§ Goal: Pictures in the data below are not part of the copy; transcribe everything else exactly.

"""

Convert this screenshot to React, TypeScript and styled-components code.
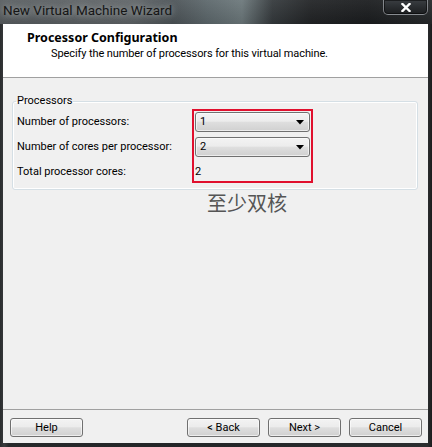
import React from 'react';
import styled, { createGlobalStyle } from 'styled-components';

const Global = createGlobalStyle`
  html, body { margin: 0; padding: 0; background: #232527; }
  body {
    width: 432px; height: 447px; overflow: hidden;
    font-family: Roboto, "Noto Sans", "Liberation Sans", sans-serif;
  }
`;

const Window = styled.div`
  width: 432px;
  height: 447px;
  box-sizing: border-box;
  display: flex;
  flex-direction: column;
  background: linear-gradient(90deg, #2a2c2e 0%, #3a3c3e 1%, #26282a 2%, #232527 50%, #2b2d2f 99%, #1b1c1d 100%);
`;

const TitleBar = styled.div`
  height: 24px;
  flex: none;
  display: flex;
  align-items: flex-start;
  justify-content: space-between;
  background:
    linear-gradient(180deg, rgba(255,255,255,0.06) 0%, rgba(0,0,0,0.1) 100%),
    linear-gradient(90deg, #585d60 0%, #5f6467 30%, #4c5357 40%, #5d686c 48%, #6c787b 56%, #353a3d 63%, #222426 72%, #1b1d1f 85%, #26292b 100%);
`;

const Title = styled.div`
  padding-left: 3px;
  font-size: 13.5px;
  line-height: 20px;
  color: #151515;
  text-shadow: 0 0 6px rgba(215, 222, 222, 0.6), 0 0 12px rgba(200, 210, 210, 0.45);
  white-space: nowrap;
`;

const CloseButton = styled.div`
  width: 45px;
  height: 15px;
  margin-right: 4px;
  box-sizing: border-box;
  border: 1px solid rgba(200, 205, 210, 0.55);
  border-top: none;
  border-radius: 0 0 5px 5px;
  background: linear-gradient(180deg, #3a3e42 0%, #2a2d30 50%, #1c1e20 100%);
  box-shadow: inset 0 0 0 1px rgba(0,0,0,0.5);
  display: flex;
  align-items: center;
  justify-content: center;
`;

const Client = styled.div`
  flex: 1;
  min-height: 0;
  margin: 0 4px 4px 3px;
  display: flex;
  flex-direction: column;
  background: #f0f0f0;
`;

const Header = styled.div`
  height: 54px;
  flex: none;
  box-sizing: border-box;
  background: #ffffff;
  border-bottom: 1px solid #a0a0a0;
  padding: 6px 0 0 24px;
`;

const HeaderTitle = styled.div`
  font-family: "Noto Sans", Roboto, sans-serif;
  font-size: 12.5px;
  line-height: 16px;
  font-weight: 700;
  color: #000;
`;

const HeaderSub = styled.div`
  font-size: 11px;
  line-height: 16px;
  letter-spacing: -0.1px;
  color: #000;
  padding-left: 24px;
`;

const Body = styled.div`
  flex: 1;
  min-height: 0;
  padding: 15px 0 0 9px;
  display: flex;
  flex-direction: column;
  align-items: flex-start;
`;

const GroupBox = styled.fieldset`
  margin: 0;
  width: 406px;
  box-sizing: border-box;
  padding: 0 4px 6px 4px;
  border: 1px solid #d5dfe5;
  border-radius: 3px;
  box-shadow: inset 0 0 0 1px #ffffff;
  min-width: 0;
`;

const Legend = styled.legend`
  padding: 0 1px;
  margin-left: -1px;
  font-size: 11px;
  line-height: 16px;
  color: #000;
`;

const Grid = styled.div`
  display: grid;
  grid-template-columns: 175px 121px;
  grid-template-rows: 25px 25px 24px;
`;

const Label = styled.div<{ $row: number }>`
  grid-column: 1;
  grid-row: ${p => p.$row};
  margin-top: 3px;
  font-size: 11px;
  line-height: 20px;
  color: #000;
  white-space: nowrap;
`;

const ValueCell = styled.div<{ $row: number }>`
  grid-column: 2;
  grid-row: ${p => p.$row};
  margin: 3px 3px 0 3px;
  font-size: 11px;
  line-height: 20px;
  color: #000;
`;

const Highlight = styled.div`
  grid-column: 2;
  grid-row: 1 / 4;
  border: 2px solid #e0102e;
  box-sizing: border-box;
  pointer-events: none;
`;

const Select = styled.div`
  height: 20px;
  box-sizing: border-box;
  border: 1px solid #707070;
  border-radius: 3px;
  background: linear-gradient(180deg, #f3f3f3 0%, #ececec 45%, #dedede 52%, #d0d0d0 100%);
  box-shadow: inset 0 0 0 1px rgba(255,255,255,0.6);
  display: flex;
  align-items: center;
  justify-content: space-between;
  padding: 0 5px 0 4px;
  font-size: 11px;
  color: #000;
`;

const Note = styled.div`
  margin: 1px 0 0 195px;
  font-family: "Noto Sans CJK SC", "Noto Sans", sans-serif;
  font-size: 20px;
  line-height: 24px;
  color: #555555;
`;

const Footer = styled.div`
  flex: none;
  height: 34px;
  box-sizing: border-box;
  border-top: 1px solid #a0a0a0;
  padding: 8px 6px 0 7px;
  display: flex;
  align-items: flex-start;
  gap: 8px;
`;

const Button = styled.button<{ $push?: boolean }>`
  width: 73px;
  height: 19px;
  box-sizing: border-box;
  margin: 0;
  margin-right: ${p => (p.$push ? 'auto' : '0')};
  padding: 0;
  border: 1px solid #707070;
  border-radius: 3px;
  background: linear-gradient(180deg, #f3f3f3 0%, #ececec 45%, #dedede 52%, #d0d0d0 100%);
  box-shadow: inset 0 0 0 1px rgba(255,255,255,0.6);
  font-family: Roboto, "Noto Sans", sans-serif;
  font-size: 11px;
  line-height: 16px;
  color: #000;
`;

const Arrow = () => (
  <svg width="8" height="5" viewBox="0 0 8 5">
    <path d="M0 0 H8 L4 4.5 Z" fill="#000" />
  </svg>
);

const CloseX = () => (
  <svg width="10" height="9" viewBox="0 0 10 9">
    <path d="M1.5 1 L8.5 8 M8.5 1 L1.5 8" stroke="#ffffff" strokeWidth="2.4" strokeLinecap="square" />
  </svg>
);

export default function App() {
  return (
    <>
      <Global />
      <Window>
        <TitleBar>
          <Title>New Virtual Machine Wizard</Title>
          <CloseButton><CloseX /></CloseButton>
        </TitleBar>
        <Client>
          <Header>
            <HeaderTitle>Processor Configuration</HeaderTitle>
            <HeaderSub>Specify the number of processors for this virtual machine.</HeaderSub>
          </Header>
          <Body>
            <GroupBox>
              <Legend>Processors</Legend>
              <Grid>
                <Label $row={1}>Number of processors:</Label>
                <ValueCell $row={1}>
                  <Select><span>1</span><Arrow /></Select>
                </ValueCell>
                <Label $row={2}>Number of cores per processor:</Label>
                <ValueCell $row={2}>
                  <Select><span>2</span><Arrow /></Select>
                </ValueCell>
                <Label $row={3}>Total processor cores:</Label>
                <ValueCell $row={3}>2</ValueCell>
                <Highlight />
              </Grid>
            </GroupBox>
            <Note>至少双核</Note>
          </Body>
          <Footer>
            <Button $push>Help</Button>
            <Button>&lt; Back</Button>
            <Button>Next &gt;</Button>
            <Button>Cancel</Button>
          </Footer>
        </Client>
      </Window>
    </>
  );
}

"""

§ Reply:
Convert this screenshot to React, TypeScript and styled-components code.
import React from 'react';
import styled, { createGlobalStyle } from 'styled-components';

const Global = createGlobalStyle`
  html, body { margin: 0; padding: 0; background: #232527; }
  body {
    width: 432px; height: 447px; overflow: hidden;
    font-family: Roboto, "Noto Sans", "Liberation Sans", sans-serif;
  }
`;

const Window = styled.div`
  width: 432px;
  height: 447px;
  box-sizing: border-box;
  display: flex;
  flex-direction: column;
  background: linear-gradient(90deg, #2a2c2e 0%, #3a3c3e 1%, #26282a 2%, #232527 50%, #2b2d2f 99%, #1b1c1d 100%);
`;

const TitleBar = styled.div`
  height: 24px;
  flex: none;
  display: flex;
  align-items: flex-start;
  justify-content: space-between;
  background:
    linear-gradient(180deg, rgba(255,255,255,0.06) 0%, rgba(0,0,0,0.1) 100%),
    linear-gradient(90deg, #585d60 0%, #5f6467 30%, #4c5357 40%, #5d686c 48%, #6c787b 56%, #353a3d 63%, #222426 72%, #1b1d1f 85%, #26292b 100%);
`;

const Title = styled.div`
  padding-left: 3px;
  font-size: 13.5px;
  line-height: 20px;
  color: #151515;
  text-shadow: 0 0 6px rgba(215, 222, 222, 0.6), 0 0 12px rgba(200, 210, 210, 0.45);
  white-space: nowrap;
`;

const CloseButton = styled.div`
  width: 45px;
  height: 15px;
  margin-right: 4px;
  box-sizing: border-box;
  border: 1px solid rgba(200, 205, 210, 0.55);
  border-top: none;
  border-radius: 0 0 5px 5px;
  background: linear-gradient(180deg, #3a3e42 0%, #2a2d30 50%, #1c1e20 100%);
  box-shadow: inset 0 0 0 1px rgba(0,0,0,0.5);
  display: flex;
  align-items: center;
  justify-content: center;
`;

const Client = styled.div`
  flex: 1;
  min-height: 0;
  margin: 0 4px 4px 3px;
  display: flex;
  flex-direction: column;
  background: #f0f0f0;
`;

const Header = styled.div`
  height: 54px;
  flex: none;
  box-sizing: border-box;
  background: #ffffff;
  border-bottom: 1px solid #a0a0a0;
  padding: 6px 0 0 24px;
`;

const HeaderTitle = styled.div`
  font-family: "Noto Sans", Roboto, sans-serif;
  font-size: 12.5px;
  line-height: 16px;
  font-weight: 700;
  color: #000;
`;

const HeaderSub = styled.div`
  font-size: 11px;
  line-height: 16px;
  letter-spacing: -0.1px;
  color: #000;
  padding-left: 24px;
`;

const Body = styled.div`
  flex: 1;
  min-height: 0;
  padding: 15px 0 0 9px;
  display: flex;
  flex-direction: column;
  align-items: flex-start;
`;

const GroupBox = styled.fieldset`
  margin: 0;
  width: 406px;
  box-sizing: border-box;
  padding: 0 4px 6px 4px;
  border: 1px solid #d5dfe5;
  border-radius: 3px;
  box-shadow: inset 0 0 0 1px #ffffff;
  min-width: 0;
`;

const Legend = styled.legend`
  padding: 0 1px;
  margin-left: -1px;
  font-size: 11px;
  line-height: 16px;
  color: #000;
`;

const Grid = styled.div`
  display: grid;
  grid-template-columns: 175px 121px;
  grid-template-rows: 25px 25px 24px;
`;

const Label = styled.div<{ $row: number }>`
  grid-column: 1;
  grid-row: ${p => p.$row};
  margin-top: 3px;
  font-size: 11px;
  line-height: 20px;
  color: #000;
  white-space: nowrap;
`;

const ValueCell = styled.div<{ $row: number }>`
  grid-column: 2;
  grid-row: ${p => p.$row};
  margin: 3px 3px 0 3px;
  font-size: 11px;
  line-height: 20px;
  color: #000;
`;

const Highlight = styled.div`
  grid-column: 2;
  grid-row: 1 / 4;
  border: 2px solid #e0102e;
  box-sizing: border-box;
  pointer-events: none;
`;

const Select = styled.div`
  height: 20px;
  box-sizing: border-box;
  border: 1px solid #707070;
  border-radius: 3px;
  background: linear-gradient(180deg, #f3f3f3 0%, #ececec 45%, #dedede 52%, #d0d0d0 100%);
  box-shadow: inset 0 0 0 1px rgba(255,255,255,0.6);
  display: flex;
  align-items: center;
  justify-content: space-between;
  padding: 0 5px 0 4px;
  font-size: 11px;
  color: #000;
`;

const Note = styled.div`
  margin: 1px 0 0 195px;
  font-family: "Noto Sans CJK SC", "Noto Sans", sans-serif;
  font-size: 20px;
  line-height: 24px;
  color: #555555;
`;

const Footer = styled.div`
  flex: none;
  height: 34px;
  box-sizing: border-box;
  border-top: 1px solid #a0a0a0;
  padding: 8px 6px 0 7px;
  display: flex;
  align-items: flex-start;
  gap: 8px;
`;

const Button = styled.button<{ $push?: boolean }>`
  width: 73px;
  height: 19px;
  box-sizing: border-box;
  margin: 0;
  margin-right: ${p => (p.$push ? 'auto' : '0')};
  padding: 0;
  border: 1px solid #707070;
  border-radius: 3px;
  background: linear-gradient(180deg, #f3f3f3 0%, #ececec 45%, #dedede 52%, #d0d0d0 100%);
  box-shadow: inset 0 0 0 1px rgba(255,255,255,0.6);
  font-family: Roboto, "Noto Sans", sans-serif;
  font-size: 11px;
  line-height: 16px;
  color: #000;
`;

const Arrow = () => (
  <svg width="8" height="5" viewBox="0 0 8 5">
    <path d="M0 0 H8 L4 4.5 Z" fill="#000" />
  </svg>
);

const CloseX = () => (
  <svg width="10" height="9" viewBox="0 0 10 9">
    <path d="M1.5 1 L8.5 8 M8.5 1 L1.5 8" stroke="#ffffff" strokeWidth="2.4" strokeLinecap="square" />
  </svg>
);

export default function App() {
  return (
    <>
      <Global />
      <Window>
        <TitleBar>
          <Title>New Virtual Machine Wizard</Title>
          <CloseButton><CloseX /></CloseButton>
        </TitleBar>
        <Client>
          <Header>
            <HeaderTitle>Processor Configuration</HeaderTitle>
            <HeaderSub>Specify the number of processors for this virtual machine.</HeaderSub>
          </Header>
          <Body>
            <GroupBox>
              <Legend>Processors</Legend>
              <Grid>
                <Label $row={1}>Number of processors:</Label>
                <ValueCell $row={1}>
                  <Select><span>1</span><Arrow /></Select>
                </ValueCell>
                <Label $row={2}>Number of cores per processor:</Label>
                <ValueCell $row={2}>
                  <Select><span>2</span><Arrow /></Select>
                </ValueCell>
                <Label $row={3}>Total processor cores:</Label>
                <ValueCell $row={3}>2</ValueCell>
                <Highlight />
              </Grid>
            </GroupBox>
            <Note>至少双核</Note>
          </Body>
          <Footer>
            <Button $push>Help</Button>
            <Button>&lt; Back</Button>
            <Button>Next &gt;</Button>
            <Button>Cancel</Button>
          </Footer>
        </Client>
      </Window>
    </>
  );
}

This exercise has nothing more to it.